2. Relevant equations

u.v=0 to be orthogonal
If u and v are vectors in an inner product space, then ||u+v||^2 = ||u||^2 + ||v||^2

3. The attempt at a solution
So we know ||u+v||^2 = ||u||^2 + ||v||^2 for ortho vectors

for u1: <u1,w>=0
||u1+w||^2 = <u1+w, u1+w>
= <u1,u1> + 2<u1,w> + <w,w>
= ||u1||^2 + ||w||^2

then i do the same for u2 and ur.

Thanks
No, it isn't. What's the definition of span?

#### ryan8642

So w has to be orthogonal to all of the vectors in the span{u1,u2,....,ur}

k1u1+k2u2+......+krur=b to test for spanning where b is an arbitrary vector.
would 'b' be w in this case?

#### Dick

Homework Helper
So w has to be orthogonal to all of the vectors in the span{u1,u2,....,ur}

k1u1+k2u2+......+krur=b to test for spanning where b is an arbitrary vector.
would 'b' be w in this case?
No, b would be an arbitrary vector in span{u1,u2,....,ur}. So you want to show b.w=0. What is (k1u1+k2u2+......+krur).w?

#### ryan8642

i am sooo confused.

b and w are both vectors.
so b=(b1,b2,...br)
w=(w1,w2,....wr) w vector is perpendicular to b vector (b lies in the span of u1,u2,...ur)

so b1w1+b2w2+....+brwr=0

*i noticed u edited what u asked me.

What is (k1u1+k2u2+......+krur).w?

k1u1w1+k2u2w2+.......+krurwr = 0 (im assuming it has to equal zero to be orthogonal)

#### Dick

Homework Helper
i am sooo confused.

b and w are both vectors.
so b=(b1,b2,...br)
w=(w1,w2,....wr) w vector is perpendicular to b vector (b lies in the span of u1,u2,...ur)

so b1w1+b2w2+....+brwr=0
Look b=(k1u1+k2u2+......+krur). That's an arbitrary vector in the span. The k's are numbers and the u's are vectors. w is just w. Compute (k1u1+k2u2+......+krur).w by using the distributive property. You know (a+b).c=a.c+b.c where a,b,c are vectors, yes? You also know (xa).c=x(a.c) where a and c are vectors and x is a number, yes?
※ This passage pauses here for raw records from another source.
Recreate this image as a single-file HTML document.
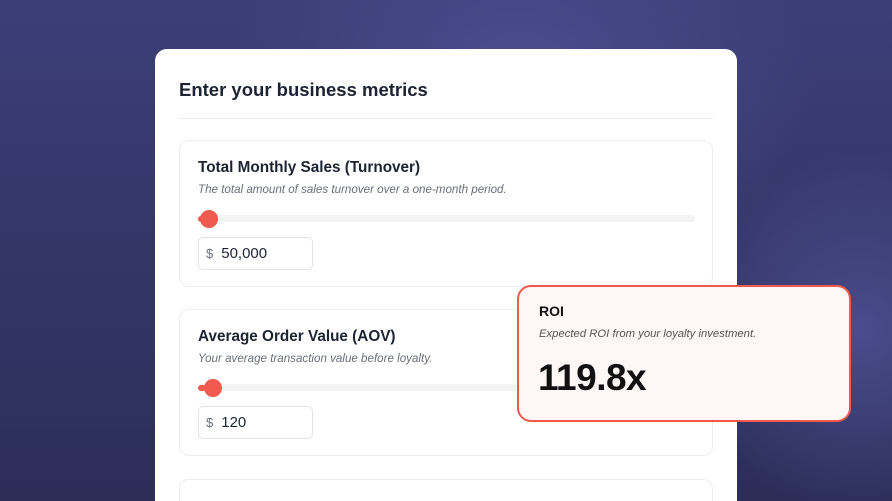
<!DOCTYPE html><html style="width:892px;height:501px;overflow:hidden"><head><style>
*{margin:0;padding:0;box-sizing:border-box}
html,body{width:892px;height:501px;overflow:hidden}
body{position:relative;font-family:"Liberation Sans",sans-serif;
background:radial-gradient(ellipse 420px 300px at 520px 80px,#4b4d8e,transparent 70%),radial-gradient(ellipse 260px 260px at 860px 330px,#4a4c8c,transparent 70%),linear-gradient(180deg,#3c3e78 0%,#2c2e58 100%);}
.card{position:absolute;left:155px;top:49px;width:582px;height:452px;background:#fff;border-radius:12px 12px 0 0;overflow:hidden}
.t{position:absolute;left:24px;top:30px;font-size:18.5px;font-weight:bold;color:#1d2333}
.hr{position:absolute;left:24px;top:69px;width:534px;height:1px;background:#ececef}
.sec{position:absolute;left:24px;width:534px;height:147px;border:1px solid #ededf0;border-radius:10px}
.lab{position:absolute;left:18px;top:18px;font-size:15.3px;font-weight:bold;color:#1d2333}
.d{position:absolute;left:18px;top:42px;font-size:11.6px;font-style:italic;color:#6b6f7a}
.tr{position:absolute;left:18px;top:74px;width:497px;height:7px;background:#f3f3f4;border-radius:4px}
.th{position:absolute;left:20px;top:69px;width:18px;height:18px;border-radius:50%;background:#f15a4e}
.tl{position:absolute;left:18px;top:75px;width:8px;height:6px;border-radius:3px;background:#f15a4e}
.in{position:absolute;left:18px;top:96px;width:115px;height:33px;border:1px solid #e3e3e6;border-radius:5px;font-size:15px;color:#1d2333;padding:7px 0 0 7px}
.in span{color:#6b6f7a;font-size:13px;margin-right:8px}
.roi{position:absolute;left:517px;top:285px;width:334px;height:137px;border:2px solid #f0594c;border-radius:14px;background:#fff6f6}
</style></head><body>
<div class="card">
<div class="t">Enter your business metrics</div><div class="hr"></div>
<div class="sec" style="top:91px"><div class="lab">Total Monthly Sales (Turnover)</div><div class="d">The total amount of sales turnover over a one-month period.</div><div class="tr"></div><div class="tl"></div><div class="th" style="left:20px"></div><div class="in"><span>$</span>50,000</div></div>
<div class="sec" style="top:260px"><div class="lab">Average Order Value (AOV)</div><div class="d">Your average transaction value before loyalty.</div><div class="tr"></div><div class="tl"></div><div class="th" style="left:24px"></div><div class="in"><span>$</span>120</div></div>
<div class="sec" style="top:430px;height:30px;border-bottom:none;border-radius:10px 10px 0 0"></div>
</div>
<div class="roi">
<div style="position:absolute;left:20px;top:16px;font-size:14px;font-weight:bold;color:#111">ROI</div>
<div style="position:absolute;left:20px;top:41px;font-size:11.3px;font-style:italic;color:#555">Expected ROI from your loyalty investment.</div>
<div style="position:absolute;left:19px;top:70px;font-size:37px;font-weight:bold;color:#111;letter-spacing:-0.5px">119.8x</div>
</div>
</body></html>
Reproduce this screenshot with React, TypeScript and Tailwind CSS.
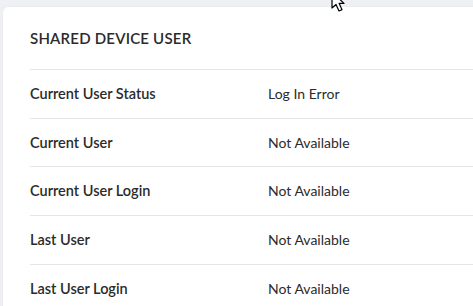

Use those properties.

#### ryan8642

Compute (k1u1+k2u2+......+krur).w
=w.k1u1 + w.k2u2 + ...... + w.krur
=k1(w.u1) + k2(w.u2) + ...... + kr(w.ur)

sorry about bein really dumb with this, im horrible with proofs. but good with numbers....

#### Dick

Homework Helper
Compute (k1u1+k2u2+......+krur).w
=w.k1u1 + w.k2u2 + ...... + w.krur
=k1(w.u1) + k2(w.u2) + ...... + kr(w.ur)

sorry about bein really dumb with this, im horrible with proofs. but good with numbers....
I'm sure you are good with numbers. 'Abstract' throws some people. Just pretend they are numbers. Now what are w.u1, w.u2, etc?

#### ryan8642

w.u1=0
w.u2=0
..
w.ur=0

they are all orthogonal to each other.

=k1(w.u1) + k2(w.u2) + ...... + kr(w.ur)
=k1(0) +k2(0) +.......+ kr(0)
=0

and btw man i really appreciate u walkin me through this proof. This helps me sooo much for this proof and just solving proofs in general.

#### ryan8642

btw, u must know proofs well and understand them well.
Do you have any tips for studying them/remembering proofs for tests/exams?

#### Dick

Homework Helper
btw, u must know proofs well and understand them well.
Do you have any tips for studying them/remembering proofs for tests/exams?
I'll give you one that's pretty important. Look up the definition of any terms you are a little vague on. That's why my first hint was "What's the definition of span?". Your first attempt didn't even use that. That's a pretty good hint you are missing something. Other than that, practice makes perfect.

#### ryan8642

ok, i will for sure do that while im studying.
Thanks for all the help.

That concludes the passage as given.